DATA EXCERPT:
▬▬▬▬▬▬▬▬▬▬
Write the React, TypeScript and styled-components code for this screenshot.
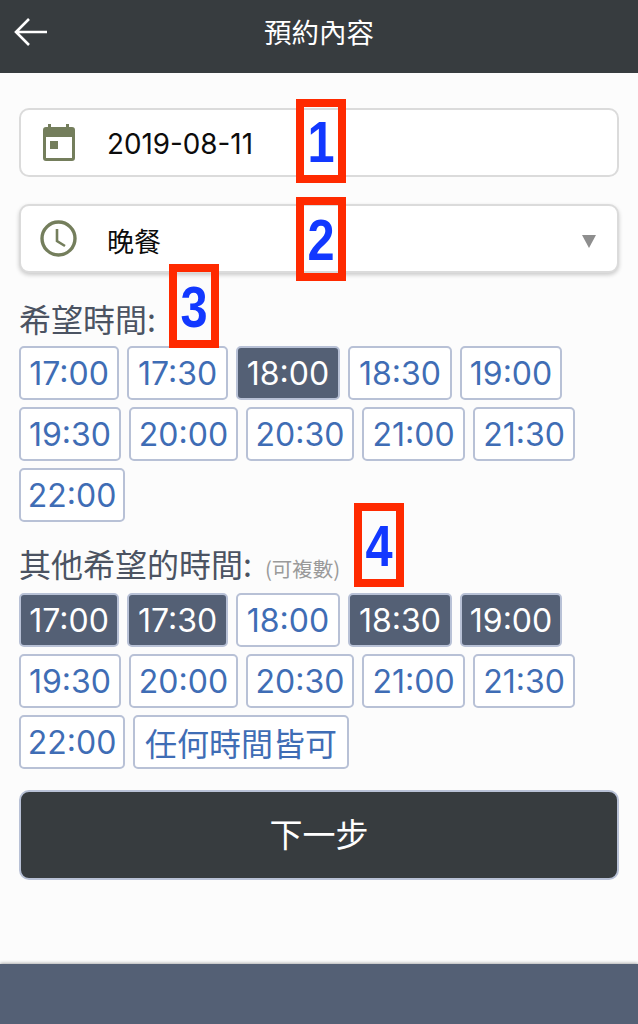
import React from 'react';
import styled, { createGlobalStyle } from 'styled-components';

const GlobalStyle = createGlobalStyle`
  html, body {
    margin: 0;
    padding: 0;
    background: #fcfcfc;
  }
  * {
    box-sizing: border-box;
  }
  body {
    font-family: Inter, "Noto Sans CJK TC", sans-serif;
  }
`;

const Page = styled.div`
  position: relative;
  width: 638px;
  height: 1024px;
  display: flex;
  flex-direction: column;
  overflow: hidden;
  background: #fcfcfc;
`;

const Header = styled.header`
  height: 73px;
  flex: none;
  display: grid;
  grid-template-columns: 1fr auto 1fr;
  align-items: center;
  padding: 0 14px;
  background: #373c3f;
  color: #fff;
`;

const BackButton = styled.div`
  display: flex;
  align-items: center;
  height: 32px;
  margin-top: -10px;
`;

const Title = styled.h1`
  margin: -12px 0 0;
  font-size: 27.5px;
  font-weight: 400;
  font-family: "Noto Sans CJK TC", sans-serif;
`;

const Main = styled.main`
  flex: 1;
  padding: 35px 19px 0;
`;

const Field = styled.div<{ $raised?: boolean }>`
  height: 69px;
  display: flex;
  align-items: center;
  border: 2px solid #dbdbdb;
  border-radius: 10px;
  background: #fff;
  padding: 0 21px 0 19px;
  margin-bottom: ${({ $raised }) => ($raised ? '21px' : '27px')};
  box-shadow: ${({ $raised }) => ($raised ? '0 2px 4px rgba(0, 0, 0, 0.2)' : 'none')};
`;

const FieldIcon = styled.div`
  width: 67px;
  flex: none;
  display: flex;
  align-items: center;
  justify-content: center;
  padding-right: 30px;
`;

const FieldText = styled.span<{ $cjk?: boolean }>`
  flex: 1;
  padding-top: ${({ $cjk }) => ($cjk ? '4px' : '2px')};
  font-size: ${({ $cjk }) => ($cjk ? '27px' : '27.8px')};
  color: #0c0c0c;
  font-family: Inter, "Noto Sans CJK TC", sans-serif;
`;

const Caret = styled.span`
  width: 0;
  height: 0;
  margin-top: 5px;
  border-left: 7px solid transparent;
  border-right: 7px solid transparent;
  border-top: 13px solid #8e8e8e;
`;

const Label = styled.div<{ $second?: boolean }>`
  height: 52px;
  margin-top: ${({ $second }) => ($second ? '19px' : '0')};
  padding-top: ${({ $second }) => ($second ? '2px' : '4px')};
  font-size: 32px;
  line-height: 40px;
  color: #4b5362;
  white-space: nowrap;
  font-family: "Noto Sans CJK TC", sans-serif;
`;

const Hint = styled.small`
  margin-left: 13px;
  font-size: 20.5px;
  color: #9a9a9a;
`;

const TimeGrid = styled.div`
  display: flex;
  flex-wrap: wrap;
  gap: 7px 8px;
`;

const TimeChip = styled.button<{ $selected?: boolean; $width: number }>`
  width: ${({ $width }) => $width}px;
  height: 54px;
  padding: 0;
  border: 2px solid #b8c1d6;
  border-radius: 5px;
  font-family: Inter, "Noto Sans CJK TC", sans-serif;
  font-size: 32px;
  font-weight: 400;
  color: ${({ $selected }) => ($selected ? '#fff' : '#3f6db5')};
  background: ${({ $selected }) => ($selected ? '#546075' : '#fff')};
`;

const NextButton = styled.button`
  display: block;
  width: 100%;
  height: 90px;
  margin-top: 21px;
  padding: 0 0 4px;
  border: 2px solid #b8c1d6;
  border-radius: 10px;
  background: #373c3f;
  color: #fff;
  font-size: 33px;
  font-family: "Noto Sans CJK TC", sans-serif;
`;

const Footer = styled.footer`
  height: 60px;
  flex: none;
  background: #546075;
  box-shadow: 0 -1px 3px rgba(0, 0, 0, 0.3);
`;

const Marker = styled.div<{ $left: number; $top: number }>`
  position: absolute;
  left: ${({ $left }) => $left}px;
  top: ${({ $top }) => $top}px;
  width: 50px;
  height: 84px;
  padding-top: 1px;
  display: flex;
  align-items: center;
  justify-content: center;
  border: 8px solid #ff2a00;
  color: #1238ff;
  font-family: "Liberation Sans", sans-serif;
  font-size: 58px;
  font-weight: 700;
`;

const MarkerDigit = styled.span`
  display: block;
  transform: scaleX(0.84);
`;

const BackArrow = () => (
  <svg width="34" height="30" viewBox="0 0 34 30" fill="none" stroke="#fff" strokeWidth="2.6">
    <path d="M33 15H2M15 2L2 15l13 13" />
  </svg>
);

const CalendarIcon = () => (
  <svg width="32" height="37" viewBox="0 0 32 37" fill="#747e5c">
    <path d="M5 0h3v3h15V0h3v3h3a3 3 0 0 1 3 3v28a3 3 0 0 1-3 3H3a3 3 0 0 1-3-3V6a3 3 0 0 1 3-3h2V0zM3 13v21h26V13H3z" />
    <rect x="7" y="17" width="8" height="8" />
  </svg>
);

const ClockIcon = () => (
  <svg width="37" height="37" viewBox="0 0 37 37" fill="none" stroke="#747e5c" strokeWidth="3.4">
    <circle cx="18.5" cy="18.5" r="16.5" />
    <path d="M17 9v12l8 5" strokeWidth="2.6" />
  </svg>
);

const slots = [
  { time: '17:00', width: 100 },
  { time: '17:30', width: 101 },
  { time: '18:00', width: 104 },
  { time: '18:30', width: 104 },
  { time: '19:00', width: 102 },
  { time: '19:30', width: 102 },
  { time: '20:00', width: 109 },
  { time: '20:30', width: 108 },
  { time: '21:00', width: 103 },
  { time: '21:30', width: 102 },
  { time: '22:00', width: 106 },
];
const otherSelected = ['17:00', '17:30', '18:30', '19:00'];

const App = () => (
  <Page>
    <GlobalStyle />
    <Header>
      <BackButton>
        <BackArrow />
      </BackButton>
      <Title>預約內容</Title>
    </Header>
    <Main>
      <Field>
        <FieldIcon>
          <CalendarIcon />
        </FieldIcon>
        <FieldText>2019-08-11</FieldText>
      </Field>
      <Field $raised>
        <FieldIcon>
          <ClockIcon />
        </FieldIcon>
        <FieldText $cjk>晚餐</FieldText>
        <Caret />
      </Field>
      <Label>希望時間:</Label>
      <TimeGrid>
        {slots.map(({ time, width }) => (
          <TimeChip key={time} $width={width} $selected={time === '18:00'}>
            {time}
          </TimeChip>
        ))}
      </TimeGrid>
      <Label $second>
        其他希望的時間:<Hint>(可複數)</Hint>
      </Label>
      <TimeGrid>
        {slots.map(({ time, width }) => (
          <TimeChip key={time} $width={width} $selected={otherSelected.includes(time)}>
            {time}
          </TimeChip>
        ))}
        <TimeChip $width={216}>任何時間皆可</TimeChip>
      </TimeGrid>
      <NextButton>下一步</NextButton>
    </Main>
    <Footer />
    <Marker $left={296} $top={99}><MarkerDigit>1</MarkerDigit></Marker>
    <Marker $left={296} $top={197}><MarkerDigit>2</MarkerDigit></Marker>
    <Marker $left={169} $top={264}><MarkerDigit>3</MarkerDigit></Marker>
    <Marker $left={354} $top={503}><MarkerDigit>4</MarkerDigit></Marker>
  </Page>
);

export default App;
▬▬▬▬▬▬▬▬▬▬
WHAT THE TASK ASKS:
The data should be printed again unchanged; leave its pictures out.

ANSWER FOR THE TASK:
Write the React, TypeScript and styled-components code for this screenshot.
import React from 'react';
import styled, { createGlobalStyle } from 'styled-components';

const GlobalStyle = createGlobalStyle`
  html, body {
    margin: 0;
    padding: 0;
    background: #fcfcfc;
  }
  * {
    box-sizing: border-box;
  }
  body {
    font-family: Inter, "Noto Sans CJK TC", sans-serif;
  }
`;

const Page = styled.div`
  position: relative;
  width: 638px;
  height: 1024px;
  display: flex;
  flex-direction: column;
  overflow: hidden;
  background: #fcfcfc;
`;

const Header = styled.header`
  height: 73px;
  flex: none;
  display: grid;
  grid-template-columns: 1fr auto 1fr;
  align-items: center;
  padding: 0 14px;
  background: #373c3f;
  color: #fff;
`;

const BackButton = styled.div`
  display: flex;
  align-items: center;
  height: 32px;
  margin-top: -10px;
`;

const Title = styled.h1`
  margin: -12px 0 0;
  font-size: 27.5px;
  font-weight: 400;
  font-family: "Noto Sans CJK TC", sans-serif;
`;

const Main = styled.main`
  flex: 1;
  padding: 35px 19px 0;
`;

const Field = styled.div<{ $raised?: boolean }>`
  height: 69px;
  display: flex;
  align-items: center;
  border: 2px solid #dbdbdb;
  border-radius: 10px;
  background: #fff;
  padding: 0 21px 0 19px;
  margin-bottom: ${({ $raised }) => ($raised ? '21px' : '27px')};
  box-shadow: ${({ $raised }) => ($raised ? '0 2px 4px rgba(0, 0, 0, 0.2)' : 'none')};
`;

const FieldIcon = styled.div`
  width: 67px;
  flex: none;
  display: flex;
  align-items: center;
  justify-content: center;
  padding-right: 30px;
`;

const FieldText = styled.span<{ $cjk?: boolean }>`
  flex: 1;
  padding-top: ${({ $cjk }) => ($cjk ? '4px' : '2px')};
  font-size: ${({ $cjk }) => ($cjk ? '27px' : '27.8px')};
  color: #0c0c0c;
  font-family: Inter, "Noto Sans CJK TC", sans-serif;
`;

const Caret = styled.span`
  width: 0;
  height: 0;
  margin-top: 5px;
  border-left: 7px solid transparent;
  border-right: 7px solid transparent;
  border-top: 13px solid #8e8e8e;
`;

const Label = styled.div<{ $second?: boolean }>`
  height: 52px;
  margin-top: ${({ $second }) => ($second ? '19px' : '0')};
  padding-top: ${({ $second }) => ($second ? '2px' : '4px')};
  font-size: 32px;
  line-height: 40px;
  color: #4b5362;
  white-space: nowrap;
  font-family: "Noto Sans CJK TC", sans-serif;
`;

const Hint = styled.small`
  margin-left: 13px;
  font-size: 20.5px;
  color: #9a9a9a;
`;

const TimeGrid = styled.div`
  display: flex;
  flex-wrap: wrap;
  gap: 7px 8px;
`;

const TimeChip = styled.button<{ $selected?: boolean; $width: number }>`
  width: ${({ $width }) => $width}px;
  height: 54px;
  padding: 0;
  border: 2px solid #b8c1d6;
  border-radius: 5px;
  font-family: Inter, "Noto Sans CJK TC", sans-serif;
  font-size: 32px;
  font-weight: 400;
  color: ${({ $selected }) => ($selected ? '#fff' : '#3f6db5')};
  background: ${({ $selected }) => ($selected ? '#546075' : '#fff')};
`;

const NextButton = styled.button`
  display: block;
  width: 100%;
  height: 90px;
  margin-top: 21px;
  padding: 0 0 4px;
  border: 2px solid #b8c1d6;
  border-radius: 10px;
  background: #373c3f;
  color: #fff;
  font-size: 33px;
  font-family: "Noto Sans CJK TC", sans-serif;
`;

const Footer = styled.footer`
  height: 60px;
  flex: none;
  background: #546075;
  box-shadow: 0 -1px 3px rgba(0, 0, 0, 0.3);
`;

const Marker = styled.div<{ $left: number; $top: number }>`
  position: absolute;
  left: ${({ $left }) => $left}px;
  top: ${({ $top }) => $top}px;
  width: 50px;
  height: 84px;
  padding-top: 1px;
  display: flex;
  align-items: center;
  justify-content: center;
  border: 8px solid #ff2a00;
  color: #1238ff;
  font-family: "Liberation Sans", sans-serif;
  font-size: 58px;
  font-weight: 700;
`;

const MarkerDigit = styled.span`
  display: block;
  transform: scaleX(0.84);
`;

const BackArrow = () => (
  <svg width="34" height="30" viewBox="0 0 34 30" fill="none" stroke="#fff" strokeWidth="2.6">
    <path d="M33 15H2M15 2L2 15l13 13" />
  </svg>
);

const CalendarIcon = () => (
  <svg width="32" height="37" viewBox="0 0 32 37" fill="#747e5c">
    <path d="M5 0h3v3h15V0h3v3h3a3 3 0 0 1 3 3v28a3 3 0 0 1-3 3H3a3 3 0 0 1-3-3V6a3 3 0 0 1 3-3h2V0zM3 13v21h26V13H3z" />
    <rect x="7" y="17" width="8" height="8" />
  </svg>
);

const ClockIcon = () => (
  <svg width="37" height="37" viewBox="0 0 37 37" fill="none" stroke="#747e5c" strokeWidth="3.4">
    <circle cx="18.5" cy="18.5" r="16.5" />
    <path d="M17 9v12l8 5" strokeWidth="2.6" />
  </svg>
);

const slots = [
  { time: '17:00', width: 100 },
  { time: '17:30', width: 101 },
  { time: '18:00', width: 104 },
  { time: '18:30', width: 104 },
  { time: '19:00', width: 102 },
  { time: '19:30', width: 102 },
  { time: '20:00', width: 109 },
  { time: '20:30', width: 108 },
  { time: '21:00', width: 103 },
  { time: '21:30', width: 102 },
  { time: '22:00', width: 106 },
];
const otherSelected = ['17:00', '17:30', '18:30', '19:00'];

const App = () => (
  <Page>
    <GlobalStyle />
    <Header>
      <BackButton>
        <BackArrow />
      </BackButton>
      <Title>預約內容</Title>
    </Header>
    <Main>
      <Field>
        <FieldIcon>
          <CalendarIcon />
        </FieldIcon>
        <FieldText>2019-08-11</FieldText>
      </Field>
      <Field $raised>
        <FieldIcon>
          <ClockIcon />
        </FieldIcon>
        <FieldText $cjk>晚餐</FieldText>
        <Caret />
      </Field>
      <Label>希望時間:</Label>
      <TimeGrid>
        {slots.map(({ time, width }) => (
          <TimeChip key={time} $width={width} $selected={time === '18:00'}>
            {time}
          </TimeChip>
        ))}
      </TimeGrid>
      <Label $second>
        其他希望的時間:<Hint>(可複數)</Hint>
      </Label>
      <TimeGrid>
        {slots.map(({ time, width }) => (
          <TimeChip key={time} $width={width} $selected={otherSelected.includes(time)}>
            {time}
          </TimeChip>
        ))}
        <TimeChip $width={216}>任何時間皆可</TimeChip>
      </TimeGrid>
      <NextButton>下一步</NextButton>
    </Main>
    <Footer />
    <Marker $left={296} $top={99}><MarkerDigit>1</MarkerDigit></Marker>
    <Marker $left={296} $top={197}><MarkerDigit>2</MarkerDigit></Marker>
    <Marker $left={169} $top={264}><MarkerDigit>3</MarkerDigit></Marker>
    <Marker $left={354} $top={503}><MarkerDigit>4</MarkerDigit></Marker>
  </Page>
);

export default App;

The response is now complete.